Die Entscheidung bedeutet aber nicht, dass in Zukunft an Karfreitag jede Party stattfinden darf. Die „Heidenspaß-Party“ hätte aber erlaubt werden müssen, weil es den Veranstaltern nicht nur um Spaß oder kommerzielle Interessen gegangen sei. Die Veranstaltung habe die öffentliche Meinungsbildung und Weltanschauungen berührt.
„Pauschale Totalverbote à la CSU helfen uns hier nicht weiter und werden zu Recht von den Menschen in Bayern nicht mehr akzeptiert“, lobten die Grünen im Landtag die Entscheidung.
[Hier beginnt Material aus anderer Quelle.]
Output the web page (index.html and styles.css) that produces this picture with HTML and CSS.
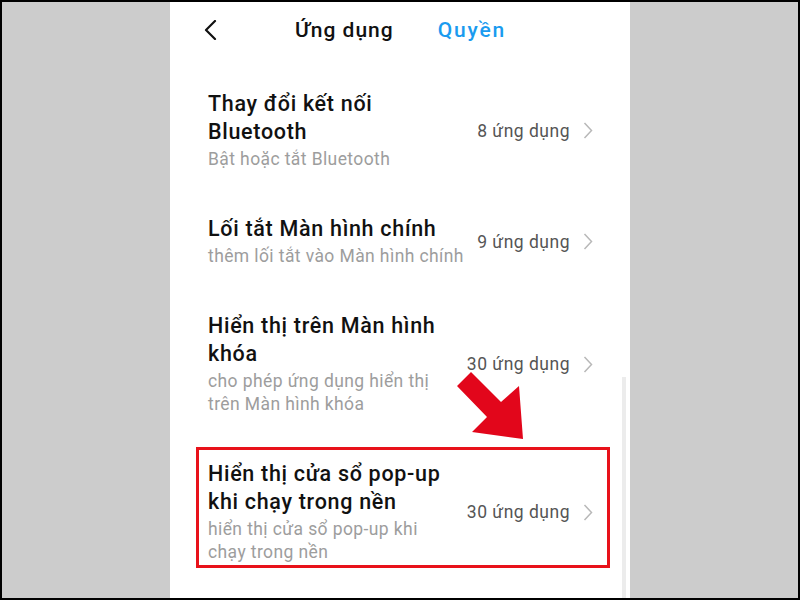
FILE: index.html
```html
<!DOCTYPE html>
<html lang="vi">
<head>
    <meta charset="UTF-8">
    <meta name="viewport" content="width=device-width, initial-scale=1.0">
    <title>Quyền ứng dụng</title>
    <link rel="stylesheet" href="styles.css">
</head>
<body>
    <div class="screen">
        <div class="panel">
            <div class="header">
                <svg class="back" width="14" height="20" viewBox="0 0 14 20">
                    <path d="M12 1 L3 10 L12 19" fill="none" stroke="#111" stroke-width="2.2" stroke-linecap="round" stroke-linejoin="round"/>
                </svg>
                <span class="tab">Ứng dụng</span>
                <span class="tab tab-active">Quyền</span>
            </div>

            <div class="list">
                <div class="item">
                    <div class="item-text">
                        <div class="item-title">Thay đổi kết nối Bluetooth</div>
                        <div class="item-sub">Bật hoặc tắt Bluetooth</div>
                    </div>
                    <div class="item-meta">
                        <span>8 ứng dụng</span>
                        <svg width="10" height="17" viewBox="0 0 10 17"><path d="M1.5 1 L8.5 8.5 L1.5 16" fill="none" stroke="#b8b8b8" stroke-width="1.5"/></svg>
                    </div>
                </div>

                <div class="item">
                    <div class="item-text">
                        <div class="item-title">Lối tắt Màn hình chính</div>
                        <div class="item-sub">thêm lối tắt vào Màn hình chính</div>
                    </div>
                    <div class="item-meta">
                        <span>9 ứng dụng</span>
                        <svg width="10" height="17" viewBox="0 0 10 17"><path d="M1.5 1 L8.5 8.5 L1.5 16" fill="none" stroke="#b8b8b8" stroke-width="1.5"/></svg>
                    </div>
                </div>

                <div class="item">
                    <div class="item-text">
                        <div class="item-title">Hiển thị trên Màn hình khóa</div>
                        <div class="item-sub">cho phép ứng dụng hiển thị trên Màn hình khóa</div>
                    </div>
                    <div class="item-meta">
                        <span>30 ứng dụng</span>
                        <svg width="10" height="17" viewBox="0 0 10 17"><path d="M1.5 1 L8.5 8.5 L1.5 16" fill="none" stroke="#b8b8b8" stroke-width="1.5"/></svg>
                    </div>
                </div>

                <div class="item highlight">
                    <div class="item-text">
                        <div class="item-title">Hiển thị cửa sổ pop-up khi chạy trong nền</div>
                        <div class="item-sub">hiển thị cửa sổ pop-up khi chạy trong nền</div>
                    </div>
                    <div class="item-meta">
                        <span>30 ứng dụng</span>
                        <svg width="10" height="17" viewBox="0 0 10 17"><path d="M1.5 1 L8.5 8.5 L1.5 16" fill="none" stroke="#b8b8b8" stroke-width="1.5"/></svg>
                    </div>
                </div>
            </div>

            <!-- annotation arrow -->
            <svg class="arrow" width="72" height="74" viewBox="455 370 72 74">
                <polygon points="457,386 471,372 501,402 519,386 523,439 472,432 487,417" fill="#e2061b"/>
            </svg>

            <div class="scrollbar"></div>
        </div>
    </div>
</body>
</html>
```

FILE: styles.css
```css
body {
    margin: 0;
    background: #000;
    font-family: Roboto, "Noto Sans", "DejaVu Sans", sans-serif;
}

.screen {
    width: 796px;
    height: 596px;
    margin: 2px;
    background: #cccccc;
    display: flex;
    justify-content: center;
}

.panel {
    position: relative;
    width: 460px;
    height: 596px;
    background: #fff;
    overflow: hidden;
}

.header {
    display: flex;
    align-items: center;
    height: 56px;
    padding-left: 33px;
}

.back {
    margin-right: 78px;
}

.tab {
    font-size: 21px;
    font-weight: 500;
    letter-spacing: 1px;
    color: #111;
    margin-right: 44px;
}

.tab-active {
    color: #1a9bef;
    letter-spacing: 1.8px;
}

.list {
    padding-top: 10px;
}

.item {
    position: relative;
    display: flex;
    align-items: center;
    padding: 22px 37px 22px 38px;
}

.item-text {
    flex: 1;
}

.item-title {
    font-size: 21.5px;
    font-weight: 500;
    letter-spacing: 0.7px;
    line-height: 28px;
    color: #111;
}

.item-sub {
    margin-top: 2px;
    font-size: 17.5px;
    letter-spacing: 0.4px;
    line-height: 23px;
    color: #9d9d9d;
}

.item-meta {
    flex: none;
    margin-left: 10px;
    display: flex;
    align-items: center;
    gap: 13px;
    font-size: 17.5px;
    letter-spacing: 0.5px;
    color: #555;
}

.highlight::after {
    content: "";
    position: absolute;
    top: 9px;
    left: 26px;
    right: 20px;
    bottom: 18px;
    border: 3px solid #e8121a;
}

.arrow {
    position: absolute;
    left: 285px;
    top: 368px;
}

.scrollbar {
    position: absolute;
    top: 375px;
    bottom: 0;
    right: 4px;
    width: 4px;
    background: #ececec;
}
```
Der Schutz der Feiertage und der Respekt vor der Religionsfreiheit seien sehr wichtig. „Die genaue Ausgestaltung muss aber der Lebenswirklichkeit der Menschen in Bayern entsprechen.“ Die Freien Wähler forderten von der Staatsregierung ein „verfassungsfestes Feiertagsgesetz“.